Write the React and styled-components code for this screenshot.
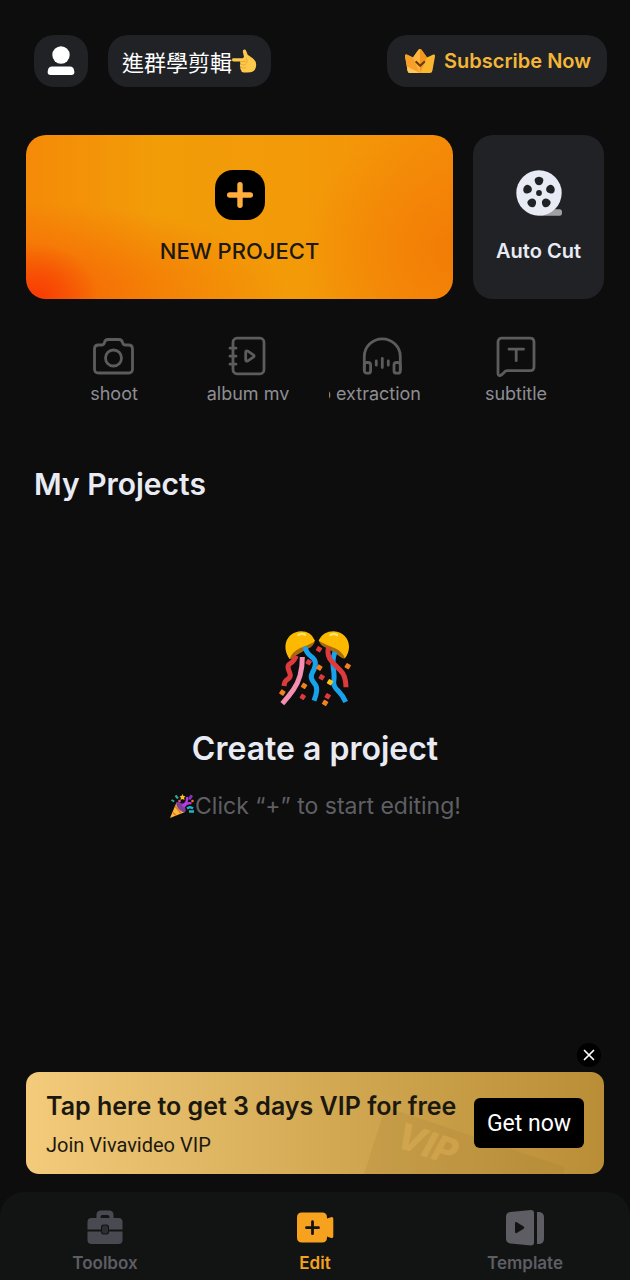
import React, { useState } from "react";
import styled, { createGlobalStyle } from "styled-components";

const shortcuts = [
  { id: "shoot", label: "shoot", icon: <CameraIcon /> },
  { id: "album", label: "album mv", icon: <AlbumIcon /> },
  { id: "audio", label: "audio extraction", icon: <HeadphonesIcon />, scrolled: true },
  { id: "subtitle", label: "subtitle", icon: <SubtitleIcon /> },
];

const tabs = [
  { id: "toolbox", label: "Toolbox", icon: <ToolboxIcon /> },
  { id: "edit", label: "Edit", icon: <EditIcon /> },
  { id: "template", label: "Template", icon: <TemplateIcon /> },
];

export default function App() {
  const [activeTab, setActiveTab] = useState("edit");
  const [showBanner, setShowBanner] = useState(true);

  return (
    <Page>
      <GlobalStyle />
      <Header>
        <ProfileButton aria-label="Profile">
          <ProfileIcon />
        </ProfileButton>
        <GroupButton>
          進群學剪輯
          <HandIcon />
        </GroupButton>
        <SubscribeButton>
          <CrownIcon />
          Subscribe Now
        </SubscribeButton>
      </Header>

      <Content>
        <Actions>
          <NewProjectCard>
            <PlusIcon />
            <NewProjectLabel>NEW PROJECT</NewProjectLabel>
          </NewProjectCard>
          <AutoCutCard>
            <ReelIcon />
            <AutoCutLabel>Auto Cut</AutoCutLabel>
          </AutoCutCard>
        </Actions>

        <Shortcuts>
          {shortcuts.map((item) => (
            <Shortcut key={item.id}>
              {item.icon}
              <ShortcutLabel $scrolled={item.scrolled}>
                <span>{item.label}</span>
              </ShortcutLabel>
            </Shortcut>
          ))}
        </Shortcuts>

        <SectionTitle>My Projects</SectionTitle>

        <EmptyState>
          <ConfettiIcon />
          <EmptyTitle>Create a project</EmptyTitle>
          <EmptyHint>
            <PartyIcon />
            Click “+” to start editing!
          </EmptyHint>
        </EmptyState>

        {showBanner && (
          <Promo>
            <CloseButton aria-label="Close" onClick={() => setShowBanner(false)}>
              <CloseIcon />
            </CloseButton>
            <Banner>
              <Watermark />
              <BannerText>
                <BannerTitle>Tap here to get 3 days VIP for free</BannerTitle>
                <BannerSubtitle>Join Vivavideo VIP</BannerSubtitle>
              </BannerText>
              <GetButton>Get now</GetButton>
            </Banner>
          </Promo>
        )}
      </Content>

      <TabBar>
        {tabs.map((tab) => (
          <Tab
            key={tab.id}
            $active={tab.id === activeTab}
            onClick={() => setActiveTab(tab.id)}
          >
            {tab.icon}
            {tab.label}
          </Tab>
        ))}
      </TabBar>
    </Page>
  );
}

/* ---------- icons ---------- */

function ProfileIcon() {
  return (
    <svg width="28" height="30" viewBox="0 0 28 30" fill="#fff">
      <circle cx="14" cy="9" r="8.7" />
      <path d="M5 20.500h18q3.500 0 4 3.500l.4 2q0 3-3 3H3.600q-3 0-3-3l.4-2q.5-3.500 4-3.500z" />
    </svg>
  );
}

function HandIcon() {
  return (
    <svg width="25" height="24" viewBox="0 0 25 24">
      <path
        d="M1.500 9.300h9.200L12 8 10.800 2.500q0-2.300 2-2 1 .2 1.500 1.700l1.400 3.500 5 3.500q3.500 2.500 3.500 6.800 0 4.500-3.300 6.500-2 1-6.500.9h-3q-2.400 0-2.300-2.300-1.300-1.200-.6-3-1.200-1.400-.1-3.200-.5-1 0-2.300l-6.900-.2Q0 12.200 0 10.700q0-1.400 1.500-1.400z"
        fill="#fcc94b"
      />
      <path
        d="M8.500 12.500h4.700M8.500 15.200q.6 1 5 .7M9.200 18.400q1 .8 4.300.5M14.500 9.500q2 3-.5 5"
        stroke="#eda93a"
        strokeWidth="1"
        fill="none"
        strokeLinecap="round"
      />
    </svg>
  );
}

function CrownIcon() {
  return (
    <svg width="30" height="24" viewBox="0 0 30 24">
      <path d="M1.700 5.500 8 8.500l5.500-7.700q1.500-1.600 3 0L22 8.500l6.300-3q1.900-.4 1.700 1.800l-2.600 14.500q-.4 2.200-2.600 2.200H5.200q-2.200 0-2.600-2.200L0 7.300Q-.2 5.100 1.700 5.500z" fill="#fbb62f" />
      <path d="M1.700 5.500 8 8.500 15 19v5H5.200q-2.200 0-2.600-2.200L0 7.300Q-.2 5.100 1.700 5.500z" fill="#f7a02a" />
      <path d="M2 17.500 15 24H5.200q-2.200 0-2.600-2.200z" fill="#ffc65c" />
      <path d="m8 8.500 5.500-7.700Q14 .2 15 .2V24z" fill="#ffb540" />
      <path d="M15 .2q1 0 1.500.6L22 8.500 15 24z" fill="#f2951b" />
      <path d="m11.300 13 3.900 3.800 4-3.800" stroke="#6b3c08" strokeWidth="2.200" fill="none" strokeLinecap="round" strokeLinejoin="round" />
    </svg>
  );
}

function PlusIcon() {
  return (
    <svg width="50" height="50" viewBox="0 0 50 50">
      <rect width="50" height="50" rx="18" fill="#000" />
      <path d="M25 14.700v20.600M14.700 25h20.600" stroke="#ffad3d" strokeWidth="5.400" strokeLinecap="round" />
    </svg>
  );
}

function ReelIcon() {
  return (
    <svg width="46" height="46" viewBox="0 0 46 46">
      <path d="M24 45.700h19.500q2.500 0 2.500-2.700v-1q0-2.700-2.500-2.700H34z" fill="#9fa0a3" />
      <circle cx="23" cy="23" r="22.700" fill="#e9ebf4" />
      <circle cx="23" cy="23" r="2.900" fill="#202226" />
      {[0, 72, 144, 216, 288].map((angle) => (
        <path
          key={angle}
          d="M23 6.700q2.300 0 3.700 1.500 1.300 1.600.3 3.900-1.200 3.200-4 3.200t-4-3.200q-1-2.300.3-3.900Q20.700 6.700 23 6.700z"
          fill="#202226"
          transform={`rotate(${angle} 23 23)`}
        />
      ))}
    </svg>
  );
}

function CameraIcon() {
  return (
    <ShortcutSvg viewBox="0 0 42 42">
      <path d="M5.500 9h3q2.500 0 3-2.500.7-3 3.500-3h11q2.800 0 3.500 3Q30 9 32.500 9h3q4 0 4 4v20q0 4-4 4h-30q-4 0-4-4V13q0-4 4-4z" />
      <circle cx="20.500" cy="22" r="8" />
    </ShortcutSvg>
  );
}

function AlbumIcon() {
  return (
    <ShortcutSvg viewBox="0 0 42 42">
      <rect x="6" y="2.200" width="31" height="35.600" rx="4" />
      <path d="M3 12.200h6M3 20.200h6M3 28.200h6" />
      <path d="M18.700 16.500q0-2.500 2.200-1.300l5.400 3.600q1.700 1.200 0 2.400l-5.400 3.600q-2.200 1.200-2.200-1.300z" />
    </ShortcutSvg>
  );
}

function HeadphonesIcon() {
  return (
    <ShortcutSvg viewBox="0 0 42 42">
      <path d="M3.300 34V20.500a18 17.700 0 0 1 36 0V34" />
      <rect x="3.300" y="26.500" width="6.300" height="10.700" rx="2.500" />
      <rect x="33" y="26.500" width="6.300" height="10.700" rx="2.500" />
      <path d="M15.300 25v4.200M21.300 22.500v9M27.300 25v4.200" />
    </ShortcutSvg>
  );
}

function SubtitleIcon() {
  return (
    <ShortcutSvg viewBox="0 0 42 42">
      <path d="M7 2.200h28q4 0 4 4v24.500q0 4-4 4H12.500q-2 0-3.500 1.800l-2 2q-3.500 2.500-4-.8V6.200q0-4 4-4z" />
      <path d="M14 13.200h14.500M21.200 13.200v11.500" />
    </ShortcutSvg>
  );
}

/* Two streamer balls with falling confetti */
function ConfettiIcon() {
  const dots = [
    [174, 102, "#dc3a3c"],
    [143, 141, "#dc3a3c"],
    [175, 157, "#f4801c"],
    [182, 186, "#dc3a3c"],
    [207, 201, "#fcc21b"],
    [129, 212, "#f4801c"],
    [125, 245, "#dc3a3c"],
    [200, 243, "#dc3a3c"],
    [192, 263, "#f4801c"],
    [64, 232, "#f4801c"],
    [260, 153, "#f4801c"],
  ];
  return (
    <svg width="76" height="78" viewBox="48 42 228 234">
      <path d="M86 132C60 96 76 51 120 49q30 0 42 28-8 14-26 22-18 8-28 18-14 14-22 15z" fill="#fcb900" />
      <path d="M86 132q8-22 30-32 24-9 45-20-4 14-22 22l-32 18q-12 12-21 12z" fill="#a8690f" />
      <path d="M252 130c26-36 8-78-34-81q-32 0-45 27 6 13 24 20 20 8 31 20 14 14 24 14z" fill="#fcb900" />
      <path d="M252 130q-8-20-30-30-22-8-48-22 4 14 24 22l30 18q14 12 24 12z" fill="#a8690f" />
      <path d="M112 60q10-6 20-1M208 60q11-6 20 0" stroke="#ffe36a" strokeWidth="7" fill="none" strokeLinecap="round" />
      <g fill="none" strokeWidth="15">
        <path d="M106 122q-8 18-18 23-11 6-5 20 4 9 5 16-1 9-10 13-8 5-9 19" stroke="#dc3a3c" />
        <path d="M124 126q0 61-27 98-14 20-33 42" stroke="#f48fb1" />
        <path d="M132 95q3 18 18 29 15 10 13 25-2 13-9 24-8 15 4 29 11 12 9 25-1 13-8 30" stroke="#17a3ec" />
        <path d="M222 111q-9 23-5 49 4 25 1 41-1 14 14 27 14 14 22 33" stroke="#17a3ec" />
        <path d="M202 98q-5 25 11 42 12 14 25 26 17 16 17 51" stroke="#dc3a3c" />
      </g>
      {dots.map(([x, y, color]) => (
        <rect key={`${x}-${y}`} x={x - 7} y={y - 7} width="15" height="15" rx="2" fill={color} transform={`rotate(32 ${x} ${y})`} />
      ))}
    </svg>
  );
}

function PartyIcon() {
  return (
    <svg width="26" height="26" viewBox="0 0 26 26">
      <path d="M1 25 7.500 9.500q6 3 8.500 9.500z" fill="#fcb93f" />
      <path d="m3.500 19 3.500 3.500M6 13l6 7.500" stroke="#e57825" strokeWidth="1.400" />
      <ellipse cx="12" cy="14" rx="3" ry="6.300" transform="rotate(-42 12 14)" fill="#7a3f9c" />
      <path d="M13 12q6-1 5-8M14.500 14q4-5 8-3.500" stroke="#b43be0" strokeWidth="2.400" fill="none" />
      <path d="m19 6 2.500-4.500L24 3l-2.500 4z" fill="#8b2fc9" />
      <path d="M6.500 2.500 9 5.500M2.500 7l2.700 1.500" stroke="#24b59d" strokeWidth="2" />
      <path d="m13.500 1 1 2 2 .3-1.400 1.500.4 2.200-2-1-2 1 .4-2.200L10.500 3.300l2-.3z" fill="#fcc21b" />
      <path d="M18 15.500q3-2.500 6 0M20 18.500h5" stroke="#1cb7c4" strokeWidth="2.300" fill="none" />
      <circle cx="10.500" cy="8" r="1.300" fill="#ec4899" />
      <circle cx="23.500" cy="8" r="1.300" fill="#f97316" />
    </svg>
  );
}

function CloseIcon() {
  return (
    <svg width="12" height="12" viewBox="0 0 12 12">
      <path d="m1.500 1.500 9 9M10.500 1.500l-9 9" stroke="#fff" strokeWidth="1.700" strokeLinecap="round" />
    </svg>
  );
}

function Watermark() {
  return (
    <WatermarkSvg viewBox="0 0 200 72" aria-hidden="true">
      <path d="M0 72 20 10q2-5 8-3l172 58v7z" fill="#8f6c2b" opacity="0.130" />
      <text
        x="30"
        y="44"
        transform="rotate(19 30 44)"
        fill="#e8b95c"
        opacity="0.350"
        fontFamily="Inter, sans-serif"
        fontSize="36"
        fontWeight="800"
        fontStyle="italic"
      >
        VIP
      </text>
    </WatermarkSvg>
  );
}

function ToolboxIcon() {
  return (
    <svg width="38" height="38" viewBox="0 0 38 38" fill="#494a51">
      <path fillRule="evenodd" d="M10.500 9.500V6q0-4.500 4.500-4.500h8q4.500 0 4.500 4.500v3.500zM14.500 9.500h9V8q0-2-2-2h-5q-2 0-2 2z" />
      <path d="M5.500 9h27q4 0 4 4v7.500h-14h-7h-14V13q0-4 4-4z" />
      <path d="M1.500 22.500h14h7h14V31q0 4-4 4h-27q-4 0-4-4z" />
      <rect x="15" y="15.500" width="8" height="10" rx="2.500" fill="#121414" />
      <rect x="16" y="16.500" width="6" height="8" rx="2" fill="#2c2e31" />
    </svg>
  );
}

function EditIcon() {
  return (
    <svg width="38" height="38" viewBox="0 0 38 38">
      <path
        d="M6 3.500h20q5 0 5 5v1l4-1.300q2.300-.5 2.300 1.500v17.700q0 2-2.300 1.500L31 27.500v1q0 5-5 5H6q-5 0-5-5v-20q0-5 5-5z"
        fill="currentColor"
      />
      <path d="M16.500 12.700v12M10.500 18.700h12" stroke="#121414" strokeWidth="2.800" strokeLinecap="round" />
    </svg>
  );
}

function TemplateIcon() {
  return (
    <svg width="38" height="38" viewBox="0 0 38 38" fill="currentColor">
      <path fillRule="evenodd" d="M4.500 3 25 1q3 0 3 3v29.500q0 3-3 3L4.500 34.500Q0 34 0 29.500V8q0-4.500 4.500-5zM9 14.500v8.300q0 2 1.800 1.200l6.800-4.200q1.300-1.100 0-2.200l-6.800-4.300q-1.800-.8-1.800 1.200z" />
      <path d="M31 3h1.500Q38 3 38 8.500v21q0 5.500-5.500 5.500H31z" />
    </svg>
  );
}

/* ---------- styles ---------- */

const GlobalStyle = createGlobalStyle`
  * {
    box-sizing: border-box;
  }
  body {
    margin: 0;
    background: #0d0d0d;
  }
  button {
    border: none;
    padding: 0;
    margin: 0;
    background: none;
    color: inherit;
    font: inherit;
    cursor: pointer;
  }
  svg {
    display: block;
    flex-shrink: 0;
  }
`;

const Page = styled.div`
  min-height: 100vh;
  display: flex;
  flex-direction: column;
  background: #0d0d0d;
  color: #e9ebf4;
  font-family: Inter, "Noto Sans CJK TC", sans-serif;
`;

const Header = styled.header`
  display: flex;
  align-items: center;
  gap: 20px;
  padding: 35px 23px 0 34px;
`;

const HeaderButton = styled.button`
  height: 52px;
  display: flex;
  align-items: center;
  justify-content: center;
  background: #202226;
  border-radius: 20px;
  white-space: nowrap;
`;

const ProfileButton = styled(HeaderButton)`
  width: 54px;
`;

const GroupButton = styled(HeaderButton)`
  padding: 0 14px;
  color: #fff;
  font-size: 22px;
`;

const SubscribeButton = styled(HeaderButton)`
  margin-left: auto;
  gap: 9px;
  padding: 0 16px 0 18px;
  color: #f5b638;
  font-size: 20px;
  font-weight: 600;
`;

const Content = styled.main`
  flex: 1;
  display: flex;
  flex-direction: column;
  padding: 48px 26px 18px;
`;

const Actions = styled.div`
  display: grid;
  grid-template-columns: 1fr 131px;
  gap: 20px;
`;

const ActionCard = styled.button`
  height: 164px;
  display: flex;
  flex-direction: column;
  align-items: center;
  padding-top: 35px;
  border-radius: 20px;
`;

const NewProjectCard = styled(ActionCard)`
  gap: 17px;
  color: #1b1810;
  background:
    radial-gradient(ellipse 64px 56px at 2% 100%, #f83a04, rgba(248, 70, 4, 0)),
    radial-gradient(ellipse 260px 90px at 0% 96%, rgba(246, 96, 4, 0.900), rgba(244, 112, 4, 0)),
    radial-gradient(ellipse 150px 130px at 100% 70%, rgba(242, 122, 6, 0.900), rgba(242, 126, 6, 0)),
    linear-gradient(90deg, #f58a08, #f29c08 30%, #f39a08 65%, #f58d08);
`;

const AutoCutCard = styled(ActionCard)`
  gap: 21px;
  background: #202226;
`;

const NewProjectLabel = styled.span`
  font-size: 22px;
  line-height: 28px;
  font-weight: 500;
`;

const AutoCutLabel = styled.span`
  font-size: 20px;
  line-height: 28px;
  font-weight: 600;
`;

const Shortcuts = styled.div`
  display: grid;
  grid-template-columns: repeat(4, 1fr);
  padding: 37px 21px 0;
`;

const Shortcut = styled.button`
  display: flex;
  flex-direction: column;
  align-items: center;
  gap: 4px;
`;

const ShortcutSvg = styled.svg`
  width: 42px;
  height: 42px;
  fill: none;
  stroke: #5c5c5e;
  stroke-width: 2.800;
  stroke-linecap: round;
  stroke-linejoin: round;
`;

/* A long label rests at the end of its marquee, with its start out of view */
const ShortcutLabel = styled.span`
  width: 106px;
  display: flex;
  justify-content: ${(props) => (props.$scrolled ? "flex-end" : "center")};
  padding-right: ${(props) => (props.$scrolled ? "14px" : "0")};
  overflow: hidden;
  white-space: nowrap;
  color: #8e8e93;
  font-size: 18px;
  line-height: 24px;
`;

const SectionTitle = styled.h2`
  margin: 0;
  padding: 58px 8px 0;
  font-size: 30px;
  line-height: 40px;
  font-weight: 600;
`;

const EmptyState = styled.section`
  flex: 1;
  display: flex;
  flex-direction: column;
  align-items: center;
  padding: 125px 0 40px;
`;

const EmptyTitle = styled.h3`
  margin: 22px 0 0;
  font-size: 32px;
  line-height: 40px;
  font-weight: 600;
`;

const EmptyHint = styled.p`
  display: flex;
  align-items: center;
  margin: 20px 0 0;
  color: #5f5f63;
  font-size: 23px;
  line-height: 34px;
`;

const Promo = styled.aside`
  display: flex;
  flex-direction: column;
  gap: 5px;
`;

const CloseButton = styled.button`
  width: 24px;
  height: 24px;
  margin-right: 3px;
  display: flex;
  align-items: center;
  justify-content: center;
  align-self: flex-end;
  border-radius: 50%;
  background: #000;
`;

const Banner = styled.div`
  position: relative;
  display: flex;
  align-items: center;
  justify-content: space-between;
  padding: 16px 20px;
  border-radius: 13px;
  overflow: hidden;
  color: #1b1810;
  background: linear-gradient(90deg, #f3cb7b, #d1a751 55%, #b98e36);
`;

/* Sits behind the banner text */
const WatermarkSvg = styled.svg`
  position: absolute;
  right: 40px;
  bottom: 0;
  width: 200px;
  height: 72px;
`;

const BannerText = styled.div`
  position: relative;
  display: flex;
  flex-direction: column;
  gap: 8px;
`;

const BannerTitle = styled.strong`
  font-size: 25px;
  line-height: 36px;
  font-weight: 600;
  white-space: nowrap;
`;

const BannerSubtitle = styled.span`
  font-family: Roboto, sans-serif;
  font-size: 20px;
  line-height: 26px;
`;

const GetButton = styled.button`
  position: relative;
  width: 110px;
  height: 50px;
  flex-shrink: 0;
  border-radius: 6px;
  background: #000;
  color: #fff;
  font-family: Roboto, sans-serif;
  font-size: 23px;
`;

const TabBar = styled.nav`
  display: grid;
  grid-template-columns: repeat(3, 1fr);
  padding: 17px 0 6px;
  border-radius: 24px 24px 0 0;
  background: #121414;
`;

const Tab = styled.button`
  display: flex;
  flex-direction: column;
  align-items: center;
  gap: 5px;
  color: ${(props) => (props.$active ? "#f6a21e" : "#5d5d63")};
  font-size: 17px;
  line-height: 22px;
  font-weight: 600;
`;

● **GOAL**: Which lines of the data include "components"? Copy each of them.

● **FULL OUTPUT**:
Write the React and styled-components code for this screenshot.
import styled, { createGlobalStyle } from "styled-components";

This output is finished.